Mike spent several years building furniture, both for clients and for Woodworker’s Journal, from his shop in northeastern Minneapolis. (Sometimes, the two customers combined our resources: some of the nicest pictures we have of Mike’s work were taken in the homes of the clients for whom he’d built the piece.)
He was also a big fan of Modernist architecture and design. “I have a really great appreciation for a clean, modern piece that is simple and aesthetically pleasing,” Mike wrote. “In some ways, this is a more difficult thing to pull off than the more traditional designs.”
A few years ago, family circumstances caused him to move to Las Vegas. He continued to make frequent visits to Minnesota and to his shop here but, during his absences, offered its use to other woodworkers in the area, like those on the Woodworker’s Journal staff. (Perhaps he overheard the not-so-quiet comments expressing envy of his mortising machine.)
While in Vegas, Mike also indulged some other, fitness-related hobbies, including swimming and working out at the gym – where one of his acquaintances was a freelancer who frequently posed questions to be published as part of Cosmopolitan magazine’s surveys. Mike, it seems, was one of the men who represented the opinions of the male gender to the readers of that publication.
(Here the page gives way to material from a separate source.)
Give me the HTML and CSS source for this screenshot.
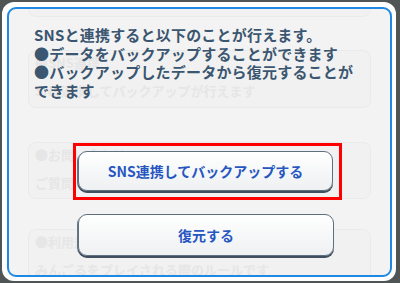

As for his woodworking, Mike was becoming more and more interested in guitar building, having restored and built several over the years.
Through his articles for Woodworker’s Journal, Mike also shared his woodworking knowledge with many, many people, in nuggets of advice ranging from: “It’s a pretty elementary thing, but in order to create a square panel, you have to start out with at least one straight edge,” to his tip for preventing chip-out when tenons were pushed through a panel: “I put a tiny break, no more than 220 sandpaper, on the outside corners of the mortises, and took my time tapping the ends into place. Then I tapped the wedges in to hold the assembly together.”
But probably the most poignant quote from Mike, and the one that seems a message from his too-short life to the rest of the woodworking world, is this: “Whether you’re a custom furniture maker or a weekend woodworker: from Gustav Stickley to your uncle Bud, one thing is commonly held. Woodworking is more than simply sticks glued together. It is a way of shaping the world around us. So enjoy the process, build a new world and keep on making sawdust!”